Q: Is the $1.6 billion raised in the prediction market sector equity or token funding?

A: Polymarket’s $600 million was equity funding, led by traditional VCs like Founders Fund. Kalshi’s $1 billion included both equity and convertible notes, with investors ranging from market makers to hedge funds. Neither platform has issued an official token.

Q: What is the revenue model for prediction markets?

A: The main sources are order book fees (typically 0.5%–2%) and market-making spreads. Some platforms charge high-frequency traders for API data access. Unlike traditional gambling, prediction markets don’t have a "house edge"—they earn revenue by matching trades.

Q: How can individuals participate in prediction markets?

A: Users can trade on Polymarket (using crypto deposits) or Kalshi (which requires a U.S. bank account and identity verification). Trading works like futures: buy "Yes" or "No" shares, and after the event, shares settle at $1 each.

Q: What’s the fundamental difference between prediction markets and betting platforms?

A: Prediction markets aim to discover event probabilities, not just encourage speculation. Prices (probabilities) are set by market supply and demand, theoretically aggregating information. Betting platforms attract users with odds and profit from the house edge. In the U.S., prediction markets are regulated by the CFTC, while online gambling remains illegal in most states.

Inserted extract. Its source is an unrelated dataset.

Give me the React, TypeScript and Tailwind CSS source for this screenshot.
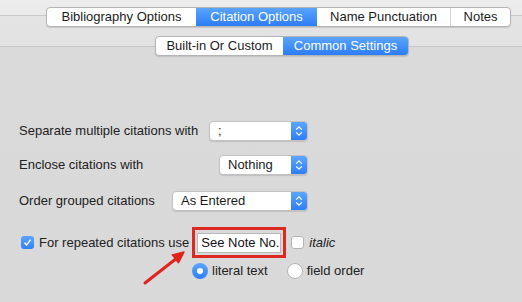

Q: Is there a bubble risk after the $1.6 billion fundraising?

A: There are some bubble characteristics—two projects account for 64% of funding, and neither has stable, non-event-cycle cash flow. On the other hand, prediction markets address the high cost and bias of traditional polls and expert forecasts. The key to judging a bubble is whether, in the next 12 months, non-political event markets can contribute over 30% of trading volume. If so, valuations are justified; if not, a correction may be ahead.